Friday, April 15, 2011

Shakespeare Apocrypha

I’ve recently read ‘Pericles, Prince of Tyre’ and ‘The London Prodigal.’ These are both plays that were once attributed to Shakespeare, but are now considered to be the work of other writers. The general opinion is (according to Wikipedia) that ‘Pericles, Prince of Tyre’ was written in part by Shakespeare and in part by someone else and that ‘The London Prodigal’ was entirely the work of another author.

As I’ve now read them I might as well throw in my two cents. To me, ‘Pericles’ feels very much like a Shakespeare play, albeit a poor, unrevised one. Personally I wouldn’t be surprised if this was entirely the work of Shakespeare. ‘The London Prodigal’ on the other hand does seem quite odd and out of keeping with what you’d normally expect from Shakespeare.
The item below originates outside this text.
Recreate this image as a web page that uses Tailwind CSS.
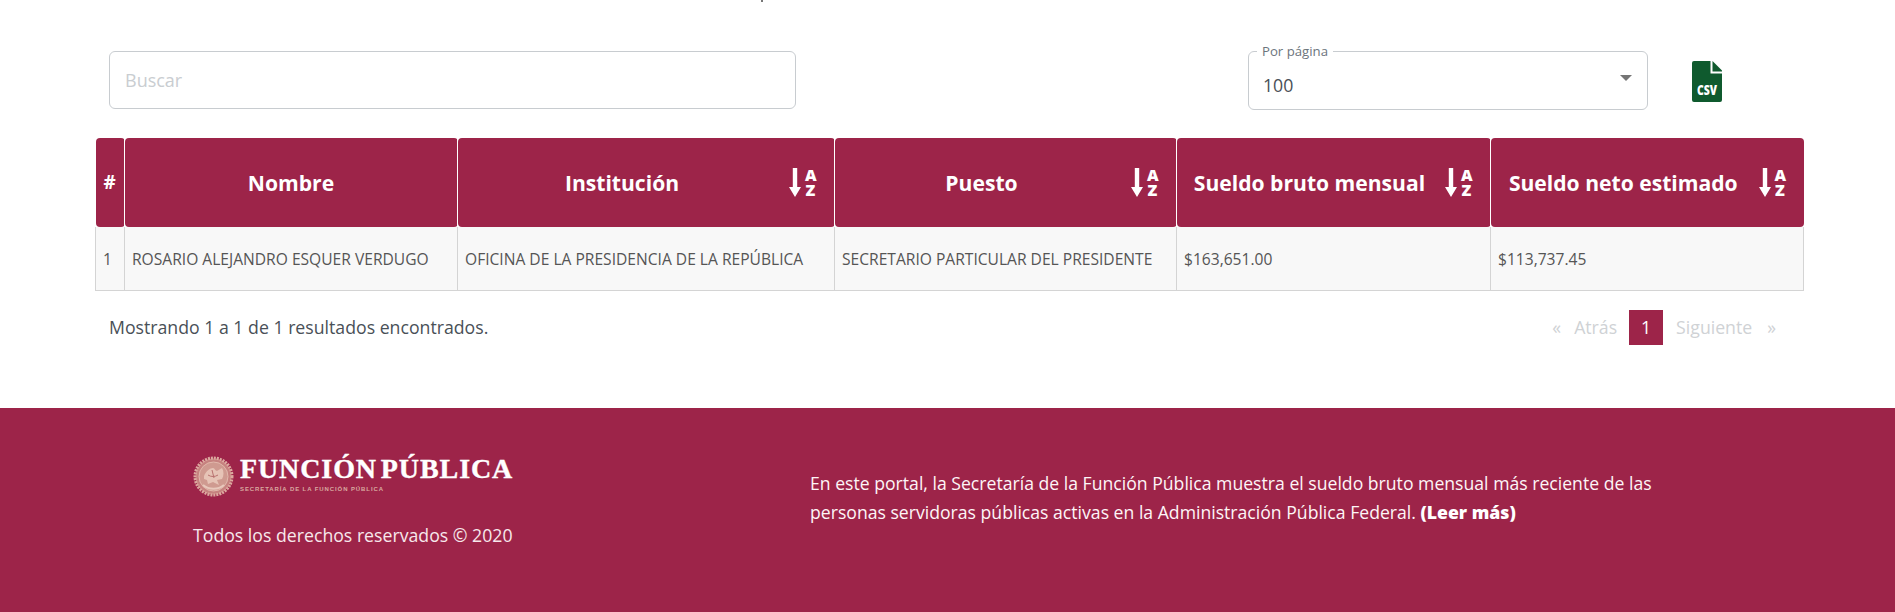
<!DOCTYPE html>
<html lang="es">
<head>
    <meta charset="UTF-8">
    <title>Sueldos</title>
    <script src="https://cdn.jsdelivr.net/npm/@tailwindcss/browser@4"></script>
</head>
<body class="relative bg-white font-['Open_Sans',sans-serif] text-[#495057] overflow-hidden h-[612px]">
    <!-- descender of the heading cut off by the top of the screenshot -->
    <div class="absolute left-[761px] top-0 w-[2px] h-[2px] bg-[#777]"></div>

    <div class="h-[408px] px-[95px] pt-[51px] w-[1895px]">
        <!-- Filters -->
        <div class="flex items-start h-[87px] pl-[14px]">
            <input placeholder="Buscar" class="w-[687px] h-[58px] border border-[#c8ccd0] rounded-md px-[15px] text-[18px] placeholder:text-[#c9cdd1] bg-white">
            <div class="relative w-[400px] h-[59px] ml-[452px] border border-[#c8ccd0] rounded-md bg-white">
                <span class="absolute -top-[9px] left-[8px] px-[5px] bg-white text-[13.2px] leading-[17px] text-[#6c757d]">Por página</span>
                <span class="absolute left-[14px] top-[21px] text-[17.7px] leading-[24px] text-[#495057]">100</span>
                <span class="absolute right-[15px] top-[23px] w-0 h-0 border-x-[6px] border-x-transparent border-t-[6px] border-t-[#757575]"></span>
            </div>
            <svg class="ml-[44px] mt-[10px]" width="30" height="41" viewBox="0 0 30 41">
                <path d="M2 0H18.500V12.500H30V39a2 2 0 0 1-2 2H2a2 2 0 0 1-2-2V2a2 2 0 0 1 2-2Z" fill="#0f5a2e"/>
                <path d="M20.500 0 30 9.500V10.500H20.500Z" fill="#0f5a2e"/>
                <text x="15" y="34" text-anchor="middle" font-family="Open Sans" font-weight="800" font-size="14.500" fill="#fff" textLength="20" lengthAdjust="spacingAndGlyphs">CSV</text>
            </svg>
        </div>

        <!-- Table -->
        <table class="table-fixed w-[1708px] border-collapse">
            <colgroup>
                <col class="w-[29px]"><col class="w-[333px]"><col class="w-[377px]"><col class="w-[342px]"><col class="w-[314px]"><col class="w-[313px]">
            </colgroup>
            <thead>
                <tr class="h-[89px] text-white text-[21.1px] font-bold">
                    <th class="bg-[#9d2449] rounded-[4px] p-0 text-center text-[19px]">#</th>
                    <th class="bg-[#9d2449] rounded-[4px] border-l border-white p-0 text-center">Nombre</th>
                    <th class="bg-[#9d2449] rounded-[4px] border-l border-white p-0">
                        <div class="flex items-center pl-[15px] pr-[18px]"><span class="flex-1 text-center mr-[18px]">Institución</span>
                            <svg width="12" height="29" viewBox="0 0 12 29" fill="#fff"><path d="M3.800 0h4.400v19H12l-6 10-6-10h3.800Z"/></svg>
                            <div class="flex flex-col w-[15px] pl-[4px] mt-[1px] text-[16px] leading-[15px] font-extrabold text-center"><span>A</span><span>Z</span></div>
                        </div>
                    </th>
                    <th class="bg-[#9d2449] rounded-[4px] border-l border-white p-0">
                        <div class="flex items-center pl-[15px] pr-[18px]"><span class="flex-1 text-center mr-[18px]">Puesto</span>
                            <svg width="12" height="29" viewBox="0 0 12 29" fill="#fff"><path d="M3.800 0h4.400v19H12l-6 10-6-10h3.800Z"/></svg>
                            <div class="flex flex-col w-[15px] pl-[4px] mt-[1px] text-[16px] leading-[15px] font-extrabold text-center"><span>A</span><span>Z</span></div>
                        </div>
                    </th>
                    <th class="bg-[#9d2449] rounded-[4px] border-l border-white p-0">
                        <div class="flex items-center pl-[15px] pr-[18px]"><span class="flex-1 text-center mr-[18px] whitespace-nowrap">Sueldo bruto mensual</span>
                            <svg width="12" height="29" viewBox="0 0 12 29" fill="#fff"><path d="M3.800 0h4.400v19H12l-6 10-6-10h3.800Z"/></svg>
                            <div class="flex flex-col w-[15px] pl-[4px] mt-[1px] text-[16px] leading-[15px] font-extrabold text-center"><span>A</span><span>Z</span></div>
                        </div>
                    </th>
                    <th class="bg-[#9d2449] rounded-[4px] border-l border-white p-0">
                        <div class="flex items-center pl-[15px] pr-[18px]"><span class="flex-1 text-center mr-[18px] whitespace-nowrap">Sueldo neto estimado</span>
                            <svg width="12" height="29" viewBox="0 0 12 29" fill="#fff"><path d="M3.800 0h4.400v19H12l-6 10-6-10h3.800Z"/></svg>
                            <div class="flex flex-col w-[15px] pl-[4px] mt-[1px] text-[16px] leading-[15px] font-extrabold text-center"><span>A</span><span>Z</span></div>
                        </div>
                    </th>
                </tr>
            </thead>
            <tbody>
                <tr class="h-[63px] bg-[#f8f8f8] text-[15.6px] text-[#555]">
                    <td class="border border-[#d4d4d4] border-t-0 px-[7px] pt-[3px]">1</td>
                    <td class="border border-[#d4d4d4] border-t-0 px-[7px] pt-[3px] whitespace-nowrap">ROSARIO ALEJANDRO ESQUER VERDUGO</td>
                    <td class="border border-[#d4d4d4] border-t-0 px-[7px] pt-[3px] whitespace-nowrap">OFICINA DE LA PRESIDENCIA DE LA REPÚBLICA</td>
                    <td class="border border-[#d4d4d4] border-t-0 px-[7px] pt-[3px] whitespace-nowrap">SECRETARIO PARTICULAR DEL PRESIDENTE</td>
                    <td class="border border-[#d4d4d4] border-t-0 px-[7px] pt-[3px]">$163,651.00</td>
                    <td class="border border-[#d4d4d4] border-t-0 px-[7px] pt-[3px]">$113,737.45</td>
                </tr>
            </tbody>
        </table>

        <!-- Results and pagination -->
        <div class="flex items-center justify-between mt-[19px] pl-[14px] pr-[24px] h-[35px]">
            <p class="text-[17.7px] text-[#495057]">Mostrando 1 a 1 de 1 resultados encontrados.</p>
            <div class="flex items-center text-[17.7px] text-[#cfd2d5]">
                <span>«</span>
                <span class="ml-[13px]">Atrás</span>
                <span class="ml-[12px] w-[34px] h-[35px] bg-[#9d2449] text-white flex items-center justify-center">1</span>
                <span class="ml-[13px]">Siguiente</span>
                <span class="ml-[15px]">»</span>
            </div>
        </div>
    </div>

    <!-- Footer -->
    <footer class="h-[204px] bg-[#9d2449] text-white flex pl-[193px]">
        <div class="w-[617px] pt-[48px]">
            <div class="flex items-start h-[64px]">
                <svg width="41" height="41" viewBox="0 0 41 41" class="shrink-0">
                    <circle cx="20.500" cy="20.500" r="18" fill="#c6827f"/>
                    <circle cx="20.500" cy="20.500" r="18.500" fill="none" stroke="#dca99f" stroke-width="3" stroke-dasharray="2 1"/>
                    <circle cx="20.500" cy="20.500" r="14.500" fill="#cf9a90" stroke="#e2b8ac" stroke-width="1"/>
                    <path d="M11 20c2-5 6-8 9-8 2 0 2 3 4 3l5-3c2 3 2 8 0 11l-5 1 2 5-6-3-5 2-1-4-3-1Z" fill="#e6c3b6"/>
                    <path d="M10 29c6 5 15 5 21 0" fill="none" stroke="#e8c8bc" stroke-width="2"/>
                    <path d="M15 19c3 2 7 2 10 0M19 14l2 8" fill="none" stroke="#b8716f" stroke-width="1"/>
                </svg>
                <div class="ml-[6px] -mt-[3px]">
                    <div class="font-['Liberation_Serif',serif] font-bold text-[28px] leading-[32px] whitespace-nowrap tracking-[0.9px] [word-spacing:-4px] [-webkit-text-stroke:0.4px_white]">FUNCIÓN PÚBLICA</div>
                    <div class="font-['Liberation_Sans',sans-serif] font-bold text-[6px] leading-[8px] tracking-[0.9px] text-[#d9aaa0] whitespace-nowrap">SECRETARÍA DE LA FUNCIÓN PÚBLICA</div>
                </div>
            </div>
            <p class="text-[17.7px] leading-[24px] text-[#f7e8ec] mt-[3px]">Todos los derechos reservados © 2020</p>
        </div>
        <p class="w-[860px] pt-[61px] text-[17.64px] leading-[28.500px] text-[#fdf5f7]">En este portal, la Secretaría de la Función Pública muestra el sueldo bruto mensual más reciente de las personas servidoras públicas activas en la Administración Pública Federal. <b class="font-extrabold text-white">(Leer más)</b></p>
    </footer>
</body>
</html>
It seems quite earthy and common, a bit like a British sitcom from the 1960’s. Mind you, most of Shakespeare’s stuff reminds me of British situation comedies, and I must admit I read his plays in much the same way I watch episodes of ‘Dad’s Army’ or ‘Black Books.’

Anyway, as you can tell, I’m not really qualified to make a judgement about whether Shakespeare wrote these plays or not, but I should say that I worry about experts making this judgement as well. It seems like we’re discrediting these plays based on nothing but stylistic analysis. To me, saying that Shakespeare didn’t write ‘The London Prodigal’ because it isn’t like ‘Hamlet’ or ‘Romeo and Juliet’ is a bit like saying that the Beatles didn’t write ‘Strawberry Fields Forever’ because it doesn’t sound like ‘Love Me Do.’

Personally, I remain open-minded about who wrote these, as well as the other, contested Shakespeare works. Even in ‘The London Prodigal’ I think there’s enough there to suggest that it could have been Shakespeare who wrote it. Hopefully, when I read some of the other apocryphal works I’ll get a clearer picture. Next up, ‘Thomas Lord Cromwell.’